Wenn wir eine Skala annehmen, dann wäre das von "Mikrobiom gesund = Kalb gesund" bis "Mikrobiom tot = Kalb tot". Diese Skala ist beim jungen Kalb sehr kurz, sagen wir mal von 0 bis 5. Jeder Schritt in die falsche Richtung bringt das anfällige Kalb gleich dem Tod näher. Je älter, desto mehr kann es ab. (Bullen kriegen bei euch auch Schimmel zu fressen? Können die ja meistens ab). Dann sagen wir mal, die Skala geht dann bis 10=tot. Bis man da angekommen ist, dauerts halt länger.

Jeden Tag, den wir Kälber halten, bewegen wir uns auf der Skala. Mit allem, was wir tun. Füttern wir top sauberes Kolostrum: richtige Richtung. Nicht so sauber: es geht ein Stückchen Richtung "krank" (muss ja nicht gleich tot sein). Liegen sie trocken und ist die Umgebung sauber: richtige Richtung. Haben sie Wasser (ist gut für die Mikroben!): Richtige Richtung. Gibt's gutes Raufutter: richtig. Gibt's heute 140 g MAT und morgen 160 g und übermorgen 120 g: ganz blöd. Mikroben darf man nicht so bei der Arbeit stören!
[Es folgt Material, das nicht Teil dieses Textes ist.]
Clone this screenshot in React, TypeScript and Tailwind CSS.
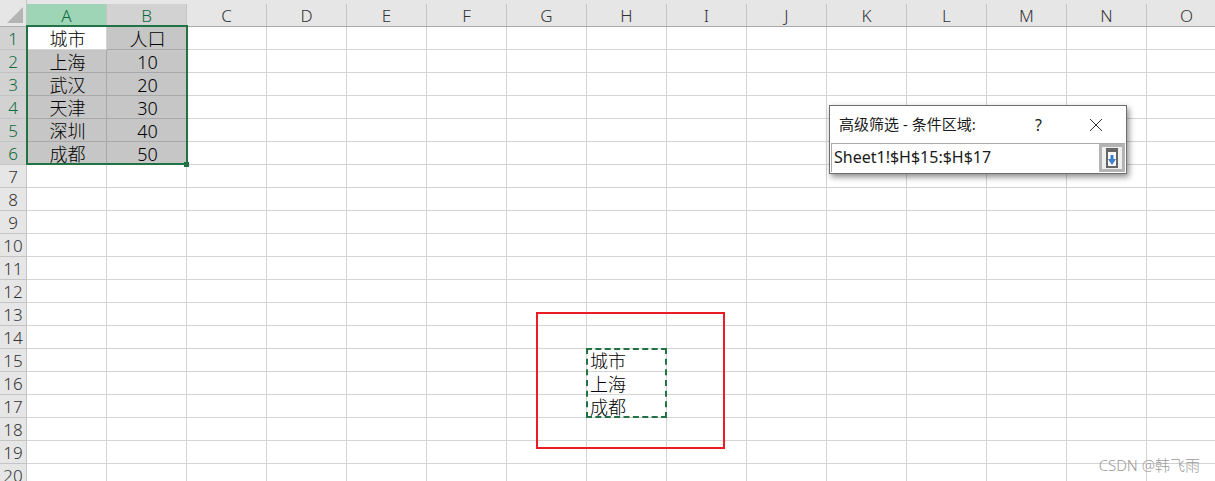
import React from 'react';

const columns = ['A', 'B', 'C', 'D', 'E', 'F', 'G', 'H', 'I', 'J', 'K', 'L', 'M', 'N', 'O'];
const rows = Array.from({ length: 20 }, (_, i) => i + 1);

const cells: Record<string, string> = {
    A1: '城市', B1: '人口',
    A2: '上海', B2: '10',
    A3: '武汉', B3: '20',
    A4: '天津', B4: '30',
    A5: '深圳', B5: '40',
    A6: '成都', B6: '50',
    H15: '城市', H16: '上海', H17: '成都',
};

const isSelected = (col: string, row: number) => (col === 'A' || col === 'B') && row <= 6;

const Cell = ({ col, row }: { col: string; row: number }) => {
    const selected = isSelected(col, row);
    const shaded = selected && !(col === 'A' && row === 1);
    const text = cells[`${col}${row}`];
    return (
        <div
            className={`w-[80px] h-full shrink-0 border-r border-b flex items-center pt-[2px] text-[18px] leading-none text-black ${
                shaded ? 'bg-[#c6c6c6] border-[#a8a8a8]' : 'bg-white border-[#d4d4d4]'
            } ${selected ? 'justify-center pl-[2px]' : 'pl-[3px]'}`}
        >
            {text}
        </div>
    );
};

const DialogIcon = () => (
    <svg width="12" height="20" viewBox="0 0 12 20">
        <rect x="1" y="1" width="10" height="18" fill="#f8f8f8" stroke="#666666" strokeWidth="2" />
        <rect x="1" y="1" width="10" height="3" fill="#666666" />
        <path d="M4.5 7h3v4h2.5L6 17 2 11h2.5z" fill="#3f7fc9" />
    </svg>
);

export default function App() {
    return (
        <div
            className="relative w-[1215px] h-[481px] overflow-hidden bg-white font-light"
            style={{ fontFamily: '"Noto Sans", "Noto Sans CJK SC", sans-serif' }}
        >
            {/* Column headers */}
            <div className="flex h-[27px] bg-[#e6e6e6] border-b border-[#ababab]">
                <div className="w-[27px] shrink-0 border-r border-[#c4c4c4] flex items-end justify-end pr-[3px] pb-[3px]">
                    <svg width="16" height="16" viewBox="0 0 16 16">
                        <path d="M16 0V16H0z" fill="#b4b4b4" />
                    </svg>
                </div>
                {columns.map((col) => (
                    <div
                        key={col}
                        className={`w-[80px] shrink-0 mt-[4px] border-r border-[#c4c4c4] flex items-center justify-center text-[17px] leading-none ${
                            col === 'A'
                                ? 'bg-[#9fd5b7] text-[#0f6b3c]'
                                : col === 'B'
                                  ? 'bg-[#d2d2d2] text-[#0f6b3c]'
                                  : 'text-[#333333]'
                        }`}
                    >
                        {col}
                    </div>
                ))}
            </div>

            {/* Sheet rows */}
            {rows.map((row) => (
                <div key={row} className="flex h-[23px]">
                    <div
                        className={`w-[27px] shrink-0 border-r border-b border-[#c4c4c4] flex items-center justify-center text-[17px] leading-none ${
                            row <= 6 ? 'bg-[#d2d2d2] text-[#0f6b3c]' : 'bg-[#e6e6e6] text-[#333333]'
                        }`}
                    >
                        {row}
                    </div>
                    {columns.map((col) => (
                        <Cell key={col} col={col} row={row} />
                    ))}
                </div>
            ))}

            {/* Selection outline */}
            <div className="absolute left-[26px] top-[25px] w-[162px] h-[140px] border-2 border-[#217346] pointer-events-none" />
            <div className="absolute left-[184px] top-[162px] w-[5px] h-[5px] bg-[#217346]" />

            {/* Marching ants around the criteria range */}
            <div className="absolute left-[586px] top-[348px] w-[81px] h-[70px] border-2 border-dashed border-[#217346] pointer-events-none" />

            {/* Red annotation box */}
            <div className="absolute left-[536px] top-[312px] w-[189px] h-[137px] border-2 border-[#ed1c24] pointer-events-none" />

            {/* Advanced filter range dialog */}
            <div className="absolute left-[829px] top-[105px] w-[298px] h-[69px] bg-white border border-[#6e6e6e] shadow-[2px_3px_6px_rgba(0,0,0,0.45)] flex flex-col">
                <div className="flex items-center h-[37px] pl-[9px] text-[15px] font-normal text-[#1a1a1a]">
                    <span className="w-[196px] shrink-0 whitespace-nowrap">高级筛选 - 条件区域:</span>
                    <span className="w-[54px] shrink-0 text-[16px]">?</span>
                    <svg width="14" height="14" viewBox="0 0 14 14">
                        <path d="M1 1l12 12M13 1L1 13" stroke="#333333" strokeWidth="1" fill="none" />
                    </svg>
                </div>
                <div className="flex flex-1 mx-px mb-px border border-[#ababab] border-b-0 border-r-0">
                    <div className="flex-1 flex items-center pl-[2px] pb-[3px] text-[16px] font-normal text-[#1a1a1a]">Sheet1!$H$15:$H$17</div>
                    <div className="w-[26px] border-[3px] border-[#b4b4b4] bg-[#efefef] flex items-center justify-center">
                        <DialogIcon />
                    </div>
                </div>
            </div>

            {/* Watermark */}
            <div className="absolute right-[15px] top-[454px] text-[15px] text-[#9a9a9a]">CSDN @韩飞雨</div>
        </div>
    );
}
Und dann gibt's noch eine ganz Mikroben-ungesunde Sache: Antibiotika. Die brauchen wir ab und zu gegen fiese Bakterien. Problem daran: Sie wirken nicht nur gegen Fiese, sondern auch gegen Gute. Das Mikrobiom (die Gesamtheit aller Guten) wird dadurch auch geärgert und es geht in die falsche Richtung. Es ist ja klar, dass wir bei einer bakteriellen Infektion manchmal nicht um‘s Antibiotikum herumkommen. Nun ist aber auch klar geworden, warum wir wirklich aufpassen sollten, dass es nicht so weit kommt. Denn wenn gerade bei jungen Kälbern das Mikrobiom verändert wird (z.B. durch Antibiotika), wird es nie mehr so wie es soll. Dieses Tier wird für immer krankheitsanfälliger bleiben. Habt ihr Kühe, die immer wieder mit Flocken auffallen? Die nach jeder Kalbung Startschwierigkeiten haben? Es sind immer die Gleichen, oder? Es lohnt sich sehr, bei den Kälbern alles zu verbessern, was sich machen lässt. Es ist machbar, Kälberverluste auf 1% zu drücken! Und es ist sinnvoll! Jede behandlungswürdige Krankheit im Kälberalter kostet 500 kg Milchleistung in der ersten Laktation. Was der wichtigste Hebel ist: Die Grundlagen im Griff haben. Je mehr man liest und sich bildet und Betriebe besucht, wo es top läuft, desto eindeutiger wird es: Die geben nur top Kolostrum, streuen nach festem Plan ein, es gibt immer sauberes Wasser und kleine feste Gruppen. Es geht nicht um Zusatzprodukte, sondern darum sich selbst zu fragen: „Was würde jemand Fremdes hier wohl sehen? Wie können wir die Haltung und Fütterung so machen, dass die Kälber in den kritischen ersten zwei Wochen gar kein Antibiotikum brauchen?“. Also später natürlich auch möglichst nicht, aber in den ersten zwei Wochen sollte es wirklich vermieden werden!